The company’s nearing completion of the 15-story Irvine Spectrum Marriott, the first full-service hotel to be built in the city in over 10 years.
It’s next to the company’s eight-story Courtyard by Marriott Irvine Spectrum, which cost about $50 million to build.
The latest and taller Irvine project has an estimated development cost of nearly $120 million, and will feature a two-story fitness center and 13,000 square feet of meeting space. It’s scheduled to open late next month, and should also have room rates approaching $300 per night.
It’ll be the first full-service Marriott to open in the region in nearly 30 years, according to Chris Harrison, general manager of the Spectrum hotel.
Harrison knows his history.

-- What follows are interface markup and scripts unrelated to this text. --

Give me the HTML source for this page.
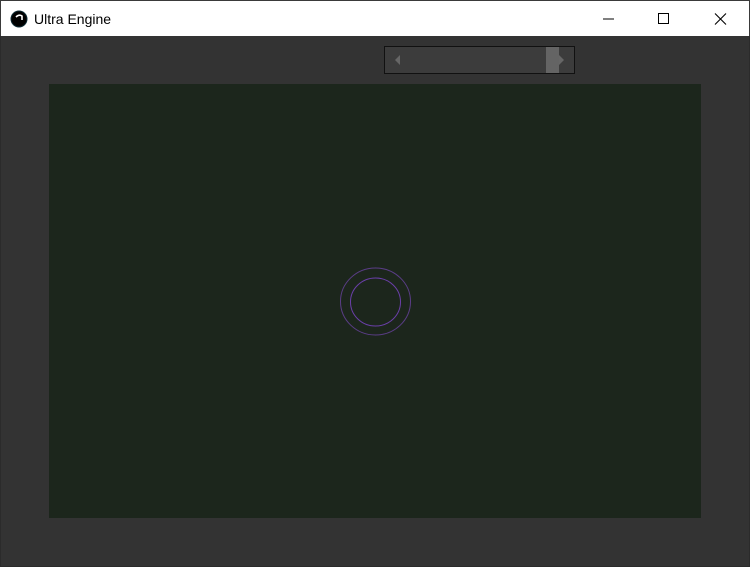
<!DOCTYPE html>
<html><head><style>
*{margin:0;padding:0;box-sizing:border-box}
body{width:750px;height:567px;background:#333;position:relative;overflow:hidden;font-family:"Liberation Sans",sans-serif}
#win{position:absolute;left:0;top:0;width:750px;height:567px;border:1px solid #2b2b2b;border-top:1px solid #444}
#title{position:absolute;left:0;top:0;width:750px;height:36px;background:#fff;border:1px solid #3a3a3a;border-bottom:none}
#title span{position:absolute;left:33px;top:10px;font-size:14px;color:#000}
#slider{position:absolute;left:384px;top:46px;width:191px;height:28px;border:1px solid #111;background:#3c3c3c}
#thumb{position:absolute;left:161px;top:0;width:13px;height:26px;background:#646464}
#canvas{position:absolute;left:49px;top:84px;width:652px;height:434px;background:#1c261c}
</style></head><body>
<div id="win"></div>
<div id="title">
<svg style="position:absolute;left:9px;top:9px" width="18" height="18" viewBox="0 0 18 18"><circle cx="9" cy="9" r="8.5" fill="#0d2a33"/><circle cx="9" cy="9" r="7.5" fill="#000"/><path d="M6 7 Q9 4 12 6 L12 10" stroke="#fff" stroke-width="1.6" fill="none"/></svg>
<span>Ultra Engine</span>
<svg style="position:absolute;left:600px;top:11px" width="130" height="14" viewBox="0 0 130 14"><path d="M2 7H13" stroke="#000" stroke-width="1"/><rect x="57.5" y="1.5" width="10" height="10" fill="none" stroke="#000"/><path d="M114 1.5L125 12.5M125 1.5L114 12.5" stroke="#000" stroke-width="1.1"/></svg>
</div>
<div id="slider"><div id="thumb"></div>
<svg style="position:absolute;left:0;top:0" width="189" height="26"><path d="M10 13L15 8V18Z" fill="#666"/><path d="M179 13L174 8V18Z" fill="#666"/></svg>
</div>
<div id="canvas"></div>
<svg style="position:absolute;left:0;top:0" width="750" height="567"><ellipse cx="375.5" cy="301.5" rx="35" ry="33.5" fill="none" stroke="#5a3d86" stroke-width="1"/><ellipse cx="375.5" cy="302" rx="25" ry="24" fill="none" stroke="#6a3fa8" stroke-width="1"/></svg>
</body></html>
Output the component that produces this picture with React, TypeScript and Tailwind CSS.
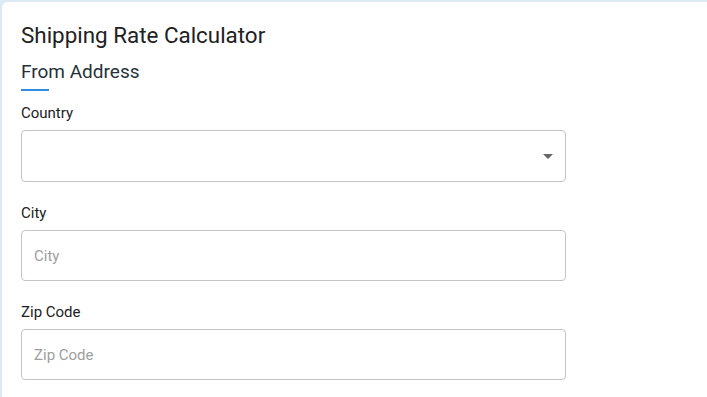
import React from "react";

function Field({ label, placeholder }: { label: string; placeholder: string }) {
  return (
    <div className="mt-[21px]">
      <label className="block text-[15px] leading-[20px] text-[#212121]">{label}</label>
      <input
        placeholder={placeholder}
        className="mt-[7px] block w-[545px] h-[51px] rounded-[4px] border border-[#c4c4c4] px-[12px] text-[15px] text-[#212121] placeholder:text-[#9e9e9e] outline-none"
      />
    </div>
  );
}

export default function App() {
  return (
    <div className="min-h-[397px] bg-[#dcebf3] pl-[2px] pt-[2px] overflow-hidden" style={{ fontFamily: "Roboto, 'Liberation Sans', sans-serif" }}>
      <div className="min-h-[395px] bg-white rounded-tl-[6px] pl-[19px] pt-[19px]">
        <h1 className="text-[22.4px] leading-[28px] text-[#212121]">Shipping Rate Calculator</h1>
        <h2 className="mt-[11px] text-[19px] leading-[24px] text-[#263238]">From Address</h2>
        <div className="mt-[5px] w-[28px] h-[2px] bg-[#2f8ce0]" />
        <div className="mt-[12px]">
          <label className="block text-[15px] leading-[20px] text-[#212121]">Country</label>
          <div className="mt-[7px] relative w-[545px] h-[52px] rounded-[4px] border border-[#c4c4c4]">
            <div className="absolute right-[12px] top-[23px] w-0 h-0 border-l-[5px] border-r-[5px] border-t-[5px] border-l-transparent border-r-transparent border-t-[#666]" />
          </div>
        </div>
        <Field label="City" placeholder="City" />
        <Field label="Zip Code" placeholder="Zip Code" />
      </div>
    </div>
  );
}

He’s the great-grandson of J.W. Marriott Sr., founder of Marriott Corp., and he said the hotelier chose Irvine and Newport Beach for the two new high-end Marriotts for a reason. “Orange County is one of the places that’s shown the most strength (in hotel rates and occupancy) since the recession,” he said.
The Spectrum tower will employ nearly 130. Lido House, meanwhile, is likely to employ close to 80, according to General Manager Adam Beer.
Both Beer and Harrison expect their respective hotels to draw their share of locals; each will have rooftop bars, in addition to on-site restaurants, spas, coffee shops and other features.
While the new hires get trained, Olson said he’s relied heavily on the “deep bench” of Marriott that’s assisted his firm during the construction process.
Among others on-site during the tour last month was Marriott’s corporate chef, who was getting an overview of the kitchen at Lido House.
The Marriott-Olson partnership was forged 15 years ago and has been especially fruitful the past few years.
This summer, R.D. Olson was named developer of the year by Marriott International, one of several related honors it’s gotten from Marriott the past few years.
The developer was lauded in the announcement of the award for its “development of hotel projects in high-barrier markets such as California and Hawaii.”
R.D. Olson has developed 18 Marriott brand hotels in the Western U.S.; outside OC, recent projects have included a 200-room Residence Inn by Marriott in Maui, Hawaii, and the 144-room Residence Inn by Marriott in Old Town Pasadena, plus projects in Silicon Valley and Goleta totaling another 322 rooms.
“Their commitment to growing award-winning hotels in high-barrier-to-entry locations is what makes the partnership so valuable,” said Eric Jacobs, North America chief development officer for Marriott International.
The Autograph Collection hotel in Newport Beach and the full-service Marriott Spectrum projects are the first of their types R.D. Olson has built.
“They were a natural fit—they fill that hole in the donut” among Marriott’s collection of properties in OC, he said.
There are only a few Marriott-branded hotel types that Olson hasn’t tackled, most notably the Ritz Carlton and J.W. Marriott brands, two of its luxury offerings.
Olson said taking up either of the two upscale brands “would be a natural progression” for his firm, which is scouting California locations outside of OC for both.
In OC, his company has its eyes on a few other projects, with at least one more waterfront site being considered. The Business Journal reported last month that his firm was among the remaining teams bidding for the redevelopment of Dana Point Harbor, a project potentially worth $200 million.